-- Begin --

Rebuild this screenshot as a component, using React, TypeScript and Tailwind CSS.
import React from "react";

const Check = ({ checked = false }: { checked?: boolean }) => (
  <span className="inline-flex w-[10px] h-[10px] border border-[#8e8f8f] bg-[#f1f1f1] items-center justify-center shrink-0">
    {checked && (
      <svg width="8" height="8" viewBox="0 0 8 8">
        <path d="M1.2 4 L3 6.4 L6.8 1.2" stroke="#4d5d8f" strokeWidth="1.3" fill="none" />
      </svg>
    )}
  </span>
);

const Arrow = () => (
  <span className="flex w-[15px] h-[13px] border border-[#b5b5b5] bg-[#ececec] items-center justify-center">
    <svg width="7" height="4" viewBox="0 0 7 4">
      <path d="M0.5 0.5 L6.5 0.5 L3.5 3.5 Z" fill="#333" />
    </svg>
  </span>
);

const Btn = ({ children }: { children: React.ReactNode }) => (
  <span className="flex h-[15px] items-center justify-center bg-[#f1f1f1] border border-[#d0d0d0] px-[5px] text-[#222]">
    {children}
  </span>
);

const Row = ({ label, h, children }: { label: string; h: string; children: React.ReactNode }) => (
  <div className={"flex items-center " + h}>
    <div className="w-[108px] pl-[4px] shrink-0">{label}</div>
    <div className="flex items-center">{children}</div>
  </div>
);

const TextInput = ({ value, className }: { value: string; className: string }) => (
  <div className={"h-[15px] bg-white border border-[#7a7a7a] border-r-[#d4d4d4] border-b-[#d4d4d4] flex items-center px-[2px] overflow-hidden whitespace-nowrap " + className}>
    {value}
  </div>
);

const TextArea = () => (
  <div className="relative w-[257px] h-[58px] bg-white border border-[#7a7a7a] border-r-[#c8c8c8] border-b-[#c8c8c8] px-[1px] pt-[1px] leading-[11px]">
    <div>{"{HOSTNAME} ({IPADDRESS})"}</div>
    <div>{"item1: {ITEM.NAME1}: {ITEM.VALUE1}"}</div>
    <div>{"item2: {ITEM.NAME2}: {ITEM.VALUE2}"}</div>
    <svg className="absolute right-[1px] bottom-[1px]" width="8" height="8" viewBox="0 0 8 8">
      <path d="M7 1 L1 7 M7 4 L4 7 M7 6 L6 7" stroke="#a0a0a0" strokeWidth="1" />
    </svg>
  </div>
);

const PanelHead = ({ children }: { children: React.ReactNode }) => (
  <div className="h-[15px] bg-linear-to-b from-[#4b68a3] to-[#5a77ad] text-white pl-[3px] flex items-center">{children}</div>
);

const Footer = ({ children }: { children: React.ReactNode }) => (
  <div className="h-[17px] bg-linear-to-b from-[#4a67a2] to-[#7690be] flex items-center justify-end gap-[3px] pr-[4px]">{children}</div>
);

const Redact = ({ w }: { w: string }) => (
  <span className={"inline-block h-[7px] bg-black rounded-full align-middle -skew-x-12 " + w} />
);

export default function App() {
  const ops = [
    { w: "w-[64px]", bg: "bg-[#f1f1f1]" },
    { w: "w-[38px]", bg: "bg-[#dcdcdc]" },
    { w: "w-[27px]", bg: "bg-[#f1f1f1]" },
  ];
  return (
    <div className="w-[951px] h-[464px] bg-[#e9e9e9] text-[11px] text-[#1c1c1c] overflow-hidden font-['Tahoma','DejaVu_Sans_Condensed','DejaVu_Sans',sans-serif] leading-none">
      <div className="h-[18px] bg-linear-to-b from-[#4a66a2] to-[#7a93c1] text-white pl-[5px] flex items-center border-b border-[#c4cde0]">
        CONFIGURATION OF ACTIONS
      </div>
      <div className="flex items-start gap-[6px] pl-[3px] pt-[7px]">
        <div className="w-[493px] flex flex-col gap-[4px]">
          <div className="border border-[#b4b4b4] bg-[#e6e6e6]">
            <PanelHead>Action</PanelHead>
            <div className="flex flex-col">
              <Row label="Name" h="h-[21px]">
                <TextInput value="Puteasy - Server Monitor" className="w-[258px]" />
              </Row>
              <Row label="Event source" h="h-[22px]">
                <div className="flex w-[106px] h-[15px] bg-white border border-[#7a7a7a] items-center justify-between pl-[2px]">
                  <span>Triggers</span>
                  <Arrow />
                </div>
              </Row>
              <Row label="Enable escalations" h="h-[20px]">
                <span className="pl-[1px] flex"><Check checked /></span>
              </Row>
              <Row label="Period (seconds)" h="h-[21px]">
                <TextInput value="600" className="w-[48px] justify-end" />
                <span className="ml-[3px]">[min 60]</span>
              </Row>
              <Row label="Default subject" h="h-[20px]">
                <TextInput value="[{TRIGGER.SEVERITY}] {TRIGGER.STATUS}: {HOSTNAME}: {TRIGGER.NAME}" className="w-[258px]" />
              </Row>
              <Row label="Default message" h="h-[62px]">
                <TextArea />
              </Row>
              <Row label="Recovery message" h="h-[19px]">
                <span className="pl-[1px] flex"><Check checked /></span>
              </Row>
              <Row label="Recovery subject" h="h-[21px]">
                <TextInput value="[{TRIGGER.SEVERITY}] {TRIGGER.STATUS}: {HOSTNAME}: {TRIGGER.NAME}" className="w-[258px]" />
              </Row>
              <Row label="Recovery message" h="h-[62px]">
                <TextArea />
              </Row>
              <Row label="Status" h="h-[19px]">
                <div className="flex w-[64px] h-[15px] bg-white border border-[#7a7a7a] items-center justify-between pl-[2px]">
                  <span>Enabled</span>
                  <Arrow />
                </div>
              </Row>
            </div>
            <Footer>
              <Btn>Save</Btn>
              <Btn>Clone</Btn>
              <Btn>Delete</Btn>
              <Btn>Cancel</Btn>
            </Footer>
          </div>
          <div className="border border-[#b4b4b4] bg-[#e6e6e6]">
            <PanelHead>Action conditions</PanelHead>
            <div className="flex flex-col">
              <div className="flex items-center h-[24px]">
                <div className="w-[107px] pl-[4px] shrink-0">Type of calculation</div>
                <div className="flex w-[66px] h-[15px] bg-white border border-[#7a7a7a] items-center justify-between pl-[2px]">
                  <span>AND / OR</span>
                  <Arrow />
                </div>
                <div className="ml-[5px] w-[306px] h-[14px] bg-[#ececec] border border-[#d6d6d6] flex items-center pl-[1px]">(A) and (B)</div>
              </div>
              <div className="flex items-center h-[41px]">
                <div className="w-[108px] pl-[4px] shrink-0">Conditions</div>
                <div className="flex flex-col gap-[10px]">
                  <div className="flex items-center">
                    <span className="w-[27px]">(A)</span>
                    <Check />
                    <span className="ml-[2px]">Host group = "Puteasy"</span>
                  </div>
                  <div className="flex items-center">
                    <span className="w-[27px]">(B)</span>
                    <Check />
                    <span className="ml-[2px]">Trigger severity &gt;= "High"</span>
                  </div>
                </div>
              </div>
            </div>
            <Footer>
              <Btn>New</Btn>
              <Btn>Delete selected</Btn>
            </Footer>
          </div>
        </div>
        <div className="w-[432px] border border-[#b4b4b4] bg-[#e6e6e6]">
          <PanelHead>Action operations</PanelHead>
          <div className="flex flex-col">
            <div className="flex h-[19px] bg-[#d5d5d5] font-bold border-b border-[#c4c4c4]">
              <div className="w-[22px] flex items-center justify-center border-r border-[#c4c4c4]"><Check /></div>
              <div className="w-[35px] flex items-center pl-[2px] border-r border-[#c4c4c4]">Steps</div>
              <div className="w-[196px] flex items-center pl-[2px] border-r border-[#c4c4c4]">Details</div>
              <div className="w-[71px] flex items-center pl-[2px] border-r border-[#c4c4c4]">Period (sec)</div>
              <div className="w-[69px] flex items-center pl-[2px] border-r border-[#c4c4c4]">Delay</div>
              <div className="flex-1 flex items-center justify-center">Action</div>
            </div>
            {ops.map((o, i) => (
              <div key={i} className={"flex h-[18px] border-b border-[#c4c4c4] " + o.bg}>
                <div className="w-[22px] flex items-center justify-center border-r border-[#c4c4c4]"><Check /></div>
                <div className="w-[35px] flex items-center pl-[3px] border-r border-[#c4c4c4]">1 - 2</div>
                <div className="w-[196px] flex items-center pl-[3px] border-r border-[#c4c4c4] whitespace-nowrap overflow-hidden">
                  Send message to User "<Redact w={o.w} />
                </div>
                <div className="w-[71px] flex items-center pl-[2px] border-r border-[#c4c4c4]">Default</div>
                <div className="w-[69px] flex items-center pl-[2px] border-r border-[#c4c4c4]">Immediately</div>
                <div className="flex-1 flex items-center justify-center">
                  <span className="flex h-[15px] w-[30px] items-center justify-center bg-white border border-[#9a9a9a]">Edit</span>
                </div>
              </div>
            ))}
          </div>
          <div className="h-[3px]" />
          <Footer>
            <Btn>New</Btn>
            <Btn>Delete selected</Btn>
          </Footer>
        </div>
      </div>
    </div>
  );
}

-- End --

> DO THIS
Each line from the top of the material above through the line with "import React from" must be echoed exactly, and no other line.

> TASK RESULT
Rebuild this screenshot as a component, using React, TypeScript and Tailwind CSS.
import React from "react";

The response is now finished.